── GIVEN DATA

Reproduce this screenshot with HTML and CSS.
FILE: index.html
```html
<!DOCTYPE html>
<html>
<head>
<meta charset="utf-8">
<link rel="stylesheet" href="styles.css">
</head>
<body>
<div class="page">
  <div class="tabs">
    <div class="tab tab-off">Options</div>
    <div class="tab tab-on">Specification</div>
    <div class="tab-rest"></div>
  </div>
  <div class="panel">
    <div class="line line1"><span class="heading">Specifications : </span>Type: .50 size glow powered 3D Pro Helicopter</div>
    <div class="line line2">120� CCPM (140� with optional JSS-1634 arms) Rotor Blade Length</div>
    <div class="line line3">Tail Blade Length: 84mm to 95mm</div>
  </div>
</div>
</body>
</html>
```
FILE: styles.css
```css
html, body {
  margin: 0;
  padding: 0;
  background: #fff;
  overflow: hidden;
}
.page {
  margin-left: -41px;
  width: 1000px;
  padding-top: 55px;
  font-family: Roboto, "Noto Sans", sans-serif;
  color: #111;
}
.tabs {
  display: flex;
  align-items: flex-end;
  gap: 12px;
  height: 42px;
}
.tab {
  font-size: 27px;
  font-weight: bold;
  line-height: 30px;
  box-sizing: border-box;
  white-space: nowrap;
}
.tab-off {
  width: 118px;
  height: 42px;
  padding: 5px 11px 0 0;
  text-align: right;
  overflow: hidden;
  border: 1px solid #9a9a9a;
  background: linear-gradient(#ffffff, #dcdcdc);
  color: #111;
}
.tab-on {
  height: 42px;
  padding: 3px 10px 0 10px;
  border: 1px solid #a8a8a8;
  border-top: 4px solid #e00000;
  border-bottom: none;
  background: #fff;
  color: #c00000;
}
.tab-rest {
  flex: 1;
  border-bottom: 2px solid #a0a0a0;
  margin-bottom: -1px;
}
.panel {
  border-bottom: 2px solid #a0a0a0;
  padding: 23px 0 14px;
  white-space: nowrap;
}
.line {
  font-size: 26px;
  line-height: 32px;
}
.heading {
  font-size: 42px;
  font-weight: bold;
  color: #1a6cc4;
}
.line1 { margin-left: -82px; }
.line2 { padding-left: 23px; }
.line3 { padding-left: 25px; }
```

────

Everything in the listing above should be restated exactly.

Reproduce this screenshot with HTML and CSS.
FILE: index.html
```html
<!DOCTYPE html>
<html>
<head>
<meta charset="utf-8">
<link rel="stylesheet" href="styles.css">
</head>
<body>
<div class="page">
  <div class="tabs">
    <div class="tab tab-off">Options</div>
    <div class="tab tab-on">Specification</div>
    <div class="tab-rest"></div>
  </div>
  <div class="panel">
    <div class="line line1"><span class="heading">Specifications : </span>Type: .50 size glow powered 3D Pro Helicopter</div>
    <div class="line line2">120� CCPM (140� with optional JSS-1634 arms) Rotor Blade Length</div>
    <div class="line line3">Tail Blade Length: 84mm to 95mm</div>
  </div>
</div>
</body>
</html>
```
FILE: styles.css
```css
html, body {
  margin: 0;
  padding: 0;
  background: #fff;
  overflow: hidden;
}
.page {
  margin-left: -41px;
  width: 1000px;
  padding-top: 55px;
  font-family: Roboto, "Noto Sans", sans-serif;
  color: #111;
}
.tabs {
  display: flex;
  align-items: flex-end;
  gap: 12px;
  height: 42px;
}
.tab {
  font-size: 27px;
  font-weight: bold;
  line-height: 30px;
  box-sizing: border-box;
  white-space: nowrap;
}
.tab-off {
  width: 118px;
  height: 42px;
  padding: 5px 11px 0 0;
  text-align: right;
  overflow: hidden;
  border: 1px solid #9a9a9a;
  background: linear-gradient(#ffffff, #dcdcdc);
  color: #111;
}
.tab-on {
  height: 42px;
  padding: 3px 10px 0 10px;
  border: 1px solid #a8a8a8;
  border-top: 4px solid #e00000;
  border-bottom: none;
  background: #fff;
  color: #c00000;
}
.tab-rest {
  flex: 1;
  border-bottom: 2px solid #a0a0a0;
  margin-bottom: -1px;
}
.panel {
  border-bottom: 2px solid #a0a0a0;
  padding: 23px 0 14px;
  white-space: nowrap;
}
.line {
  font-size: 26px;
  line-height: 32px;
}
.heading {
  font-size: 42px;
  font-weight: bold;
  color: #1a6cc4;
}
.line1 { margin-left: -82px; }
.line2 { padding-left: 23px; }
.line3 { padding-left: 25px; }
```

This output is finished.